Exercise brief - Your task is to copy the listing exactly. Drop any pictures from the copy.
-- Start of Supplied information --
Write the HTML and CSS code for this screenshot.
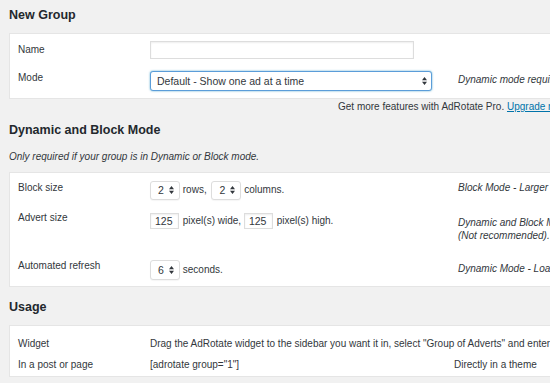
FILE: index.html
```html
<!DOCTYPE html>
<html>
<head>
<meta charset="utf-8">
<link rel="stylesheet" href="styles.css">
</head>
<body>
<h2 class="title">New Group</h2>
<div class="panel p1">
  <div class="row r-name">
    <div class="label">Name</div>
    <div class="field"><span class="input name-input"></span></div>
  </div>
  <div class="row r-mode">
    <div class="label">Mode</div>
    <div class="field"><span class="select mode-select focus"><span class="val">Default - Show one ad at a time</span><svg class="arrows" width="5" height="8" viewBox="0 0 5 8"><path d="M0 3.2L2.5 0L5 3.2Z M0 4.8L2.5 8L5 4.8Z" fill="#32373c"/></svg></span></div>
    <div class="note">Dynamic mode requires you to set at least 2 adverts.</div>
  </div>
</div>
<p class="pro">Get more features with AdRotate Pro. <a href="#">Upgrade now</a>!</p>

<h2 class="title t2">Dynamic and Block Mode</h2>
<p class="intro">Only required if your group is in Dynamic or Block mode.</p>
<div class="panel p2">
  <div class="row r-block">
    <div class="label">Block size</div>
    <div class="field"><span class="select small"><span class="val">2</span><svg class="arrows" width="5" height="8" viewBox="0 0 5 8"><path d="M0 3.2L2.5 0L5 3.2Z M0 4.8L2.5 8L5 4.8Z" fill="#32373c"/></svg></span> rows, <span class="select small s2"><span class="val">2</span><svg class="arrows" width="5" height="8" viewBox="0 0 5 8"><path d="M0 3.2L2.5 0L5 3.2Z M0 4.8L2.5 8L5 4.8Z" fill="#32373c"/></svg></span> columns.</div>
    <div class="note">Block Mode - Larger blocks will degrade your sites performance!</div>
  </div>
  <div class="row r-size">
    <div class="label">Advert size</div>
    <div class="field"><span class="input num">125</span> pixel(s) wide, <span class="input num">125</span> pixel(s) high.</div>
    <div class="note">Dynamic and Block Mode - Define the maximum<br>(Not recommended).</div>
  </div>
  <div class="row r-refresh">
    <div class="label">Automated refresh</div>
    <div class="field"><span class="select small"><span class="val">6</span><svg class="arrows" width="5" height="8" viewBox="0 0 5 8"><path d="M0 3.2L2.5 0L5 3.2Z M0 4.8L2.5 8L5 4.8Z" fill="#32373c"/></svg></span> seconds.</div>
    <div class="note">Dynamic Mode - Load a new advert every x seconds.</div>
  </div>
</div>

<h2 class="title t3">Usage</h2>
<div class="panel p3">
  <div class="row u-row">
    <div class="label">Widget</div>
    <div class="usage">Drag the AdRotate widget to the sidebar you want it in, select "Group of Adverts" and enter the group ID.</div>
  </div>
  <div class="row u-row u2">
    <div class="label">In a post or page</div>
    <div class="code">[adrotate group="1"]</div>
    <div class="usage">Directly in a theme</div>
  </div>
</div>
</body>
</html>
```

FILE: styles.css
```css
* { box-sizing: border-box; }
html, body { margin: 0; }
body {
  background: #f1f1f1;
  font-family: "Liberation Sans", Arial, sans-serif;
  font-size: 10px;
  color: #32373c;
  padding: 7px 0 0 9px;
  width: 550px;
  height: 383px;
  overflow: hidden;
}
.title {
  margin: 0;
  font-size: 12.5px;
  font-weight: bold;
  line-height: 16px;
  color: #23282d;
  white-space: nowrap;
}
.panel {
  background: #fff;
  border: 1px solid #e5e5e5;
  width: 640px;
}
.p1 { margin-top: 10px; }
.row { display: flex; align-items: flex-start; }
.label {
  flex: none;
  width: 140px;
  padding-left: 8px;
  line-height: 16px;
  white-space: nowrap;
}
.field {
  flex: none;
  width: 308px;
  white-space: nowrap;
  line-height: 16px;
}
.note {
  flex: none;
  font-style: italic;
  line-height: 13px;
  white-space: nowrap;
  color: #32373c;
}
.input, .select {
  display: inline-block;
  vertical-align: middle;
  background: #fff;
  border: 1px solid #ddd;
  box-shadow: inset 0 1px 2px rgba(0,0,0,.07);
  position: relative;
  color: #32373c;
}
.name-input { width: 264px; height: 18px; }
.select { border-radius: 3px; box-shadow: 0 1px 1px rgba(0,0,0,.04); }
.select .val { display: block; padding-left: 6px; }
.arrows { position: absolute; top: 50%; margin-top: -4px; }
.mode-select { width: 282px; height: 20px; line-height: 18px; font-size: 10.5px; }
.mode-select .arrows { right: 4px; }
.focus { border-color: #5b9dd9; box-shadow: 0 0 2px rgba(30,140,190,.8); }
.small { width: 30px; height: 19px; line-height: 17px; font-size: 10.5px; }
.small .arrows { right: 5px; }
.small .val { padding-left: 7px; }
.s2 { margin-left: 2px; }
.num { width: 29px; height: 16px; line-height: 14px; padding-left: 4px; font-size: 10.5px; margin-right: 1px; }

.r-name { height: 30px; }
.r-name .label { padding-top: 8px; }
.r-name .field { padding-top: 7px; }
.r-mode { height: 34px; }
.r-mode .label { padding-top: 6px; }
.r-mode .field { padding-top: 7px; }
.r-mode .note { padding-top: 8.5px; }

.pro {
  margin: 0;
  padding-left: 329px;
  line-height: 16px;
  white-space: nowrap;
}
.pro a { color: #0073aa; }

.t2 { margin-top: 7px; }
.intro {
  margin: 12px 0 0;
  font-style: italic;
  line-height: 14px;
  white-space: nowrap;
}
.p2 { margin-top: 8px; }
.r-block { height: 33px; }
.r-block .label { padding-top: 7px; }
.r-block .field { padding-top: 7px; line-height: 19px; }
.r-block .note { padding-top: 7.5px; }
.r-size { height: 44px; }
.r-size .label { padding-top: 4px; }
.r-size .field { padding-top: 7px; line-height: 16px; }
.r-size .note { padding-top: 9.5px; }
.r-refresh { height: 36px; }
.r-refresh .label { padding-top: 8px; }
.r-refresh .field { padding-top: 10px; line-height: 20px; }
.r-refresh .note { padding-top: 11.5px; }
.r-refresh .small { height: 20px; line-height: 18px; }

.t3 { margin-top: 12px; }
.p3 { margin-top: 10px; padding: 10px 0 3px; }
.u-row { line-height: 16px; white-space: nowrap; }
.u2 { margin-top: 5px; }
.code { flex: none; width: 304px; }
```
-- End of Supplied information --
Solved problem -
Write the HTML and CSS code for this screenshot.
FILE: index.html
```html
<!DOCTYPE html>
<html>
<head>
<meta charset="utf-8">
<link rel="stylesheet" href="styles.css">
</head>
<body>
<h2 class="title">New Group</h2>
<div class="panel p1">
  <div class="row r-name">
    <div class="label">Name</div>
    <div class="field"><span class="input name-input"></span></div>
  </div>
  <div class="row r-mode">
    <div class="label">Mode</div>
    <div class="field"><span class="select mode-select focus"><span class="val">Default - Show one ad at a time</span><svg class="arrows" width="5" height="8" viewBox="0 0 5 8"><path d="M0 3.2L2.5 0L5 3.2Z M0 4.8L2.5 8L5 4.8Z" fill="#32373c"/></svg></span></div>
    <div class="note">Dynamic mode requires you to set at least 2 adverts.</div>
  </div>
</div>
<p class="pro">Get more features with AdRotate Pro. <a href="#">Upgrade now</a>!</p>

<h2 class="title t2">Dynamic and Block Mode</h2>
<p class="intro">Only required if your group is in Dynamic or Block mode.</p>
<div class="panel p2">
  <div class="row r-block">
    <div class="label">Block size</div>
    <div class="field"><span class="select small"><span class="val">2</span><svg class="arrows" width="5" height="8" viewBox="0 0 5 8"><path d="M0 3.2L2.5 0L5 3.2Z M0 4.8L2.5 8L5 4.8Z" fill="#32373c"/></svg></span> rows, <span class="select small s2"><span class="val">2</span><svg class="arrows" width="5" height="8" viewBox="0 0 5 8"><path d="M0 3.2L2.5 0L5 3.2Z M0 4.8L2.5 8L5 4.8Z" fill="#32373c"/></svg></span> columns.</div>
    <div class="note">Block Mode - Larger blocks will degrade your sites performance!</div>
  </div>
  <div class="row r-size">
    <div class="label">Advert size</div>
    <div class="field"><span class="input num">125</span> pixel(s) wide, <span class="input num">125</span> pixel(s) high.</div>
    <div class="note">Dynamic and Block Mode - Define the maximum<br>(Not recommended).</div>
  </div>
  <div class="row r-refresh">
    <div class="label">Automated refresh</div>
    <div class="field"><span class="select small"><span class="val">6</span><svg class="arrows" width="5" height="8" viewBox="0 0 5 8"><path d="M0 3.2L2.5 0L5 3.2Z M0 4.8L2.5 8L5 4.8Z" fill="#32373c"/></svg></span> seconds.</div>
    <div class="note">Dynamic Mode - Load a new advert every x seconds.</div>
  </div>
</div>

<h2 class="title t3">Usage</h2>
<div class="panel p3">
  <div class="row u-row">
    <div class="label">Widget</div>
    <div class="usage">Drag the AdRotate widget to the sidebar you want it in, select "Group of Adverts" and enter the group ID.</div>
  </div>
  <div class="row u-row u2">
    <div class="label">In a post or page</div>
    <div class="code">[adrotate group="1"]</div>
    <div class="usage">Directly in a theme</div>
  </div>
</div>
</body>
</html>
```

FILE: styles.css
```css
* { box-sizing: border-box; }
html, body { margin: 0; }
body {
  background: #f1f1f1;
  font-family: "Liberation Sans", Arial, sans-serif;
  font-size: 10px;
  color: #32373c;
  padding: 7px 0 0 9px;
  width: 550px;
  height: 383px;
  overflow: hidden;
}
.title {
  margin: 0;
  font-size: 12.5px;
  font-weight: bold;
  line-height: 16px;
  color: #23282d;
  white-space: nowrap;
}
.panel {
  background: #fff;
  border: 1px solid #e5e5e5;
  width: 640px;
}
.p1 { margin-top: 10px; }
.row { display: flex; align-items: flex-start; }
.label {
  flex: none;
  width: 140px;
  padding-left: 8px;
  line-height: 16px;
  white-space: nowrap;
}
.field {
  flex: none;
  width: 308px;
  white-space: nowrap;
  line-height: 16px;
}
.note {
  flex: none;
  font-style: italic;
  line-height: 13px;
  white-space: nowrap;
  color: #32373c;
}
.input, .select {
  display: inline-block;
  vertical-align: middle;
  background: #fff;
  border: 1px solid #ddd;
  box-shadow: inset 0 1px 2px rgba(0,0,0,.07);
  position: relative;
  color: #32373c;
}
.name-input { width: 264px; height: 18px; }
.select { border-radius: 3px; box-shadow: 0 1px 1px rgba(0,0,0,.04); }
.select .val { display: block; padding-left: 6px; }
.arrows { position: absolute; top: 50%; margin-top: -4px; }
.mode-select { width: 282px; height: 20px; line-height: 18px; font-size: 10.5px; }
.mode-select .arrows { right: 4px; }
.focus { border-color: #5b9dd9; box-shadow: 0 0 2px rgba(30,140,190,.8); }
.small { width: 30px; height: 19px; line-height: 17px; font-size: 10.5px; }
.small .arrows { right: 5px; }
.small .val { padding-left: 7px; }
.s2 { margin-left: 2px; }
.num { width: 29px; height: 16px; line-height: 14px; padding-left: 4px; font-size: 10.5px; margin-right: 1px; }

.r-name { height: 30px; }
.r-name .label { padding-top: 8px; }
.r-name .field { padding-top: 7px; }
.r-mode { height: 34px; }
.r-mode .label { padding-top: 6px; }
.r-mode .field { padding-top: 7px; }
.r-mode .note { padding-top: 8.5px; }

.pro {
  margin: 0;
  padding-left: 329px;
  line-height: 16px;
  white-space: nowrap;
}
.pro a { color: #0073aa; }

.t2 { margin-top: 7px; }
.intro {
  margin: 12px 0 0;
  font-style: italic;
  line-height: 14px;
  white-space: nowrap;
}
.p2 { margin-top: 8px; }
.r-block { height: 33px; }
.r-block .label { padding-top: 7px; }
.r-block .field { padding-top: 7px; line-height: 19px; }
.r-block .note { padding-top: 7.5px; }
.r-size { height: 44px; }
.r-size .label { padding-top: 4px; }
.r-size .field { padding-top: 7px; line-height: 16px; }
.r-size .note { padding-top: 9.5px; }
.r-refresh { height: 36px; }
.r-refresh .label { padding-top: 8px; }
.r-refresh .field { padding-top: 10px; line-height: 20px; }
.r-refresh .note { padding-top: 11.5px; }
.r-refresh .small { height: 20px; line-height: 18px; }

.t3 { margin-top: 12px; }
.p3 { margin-top: 10px; padding: 10px 0 3px; }
.u-row { line-height: 16px; white-space: nowrap; }
.u2 { margin-top: 5px; }
.code { flex: none; width: 304px; }
```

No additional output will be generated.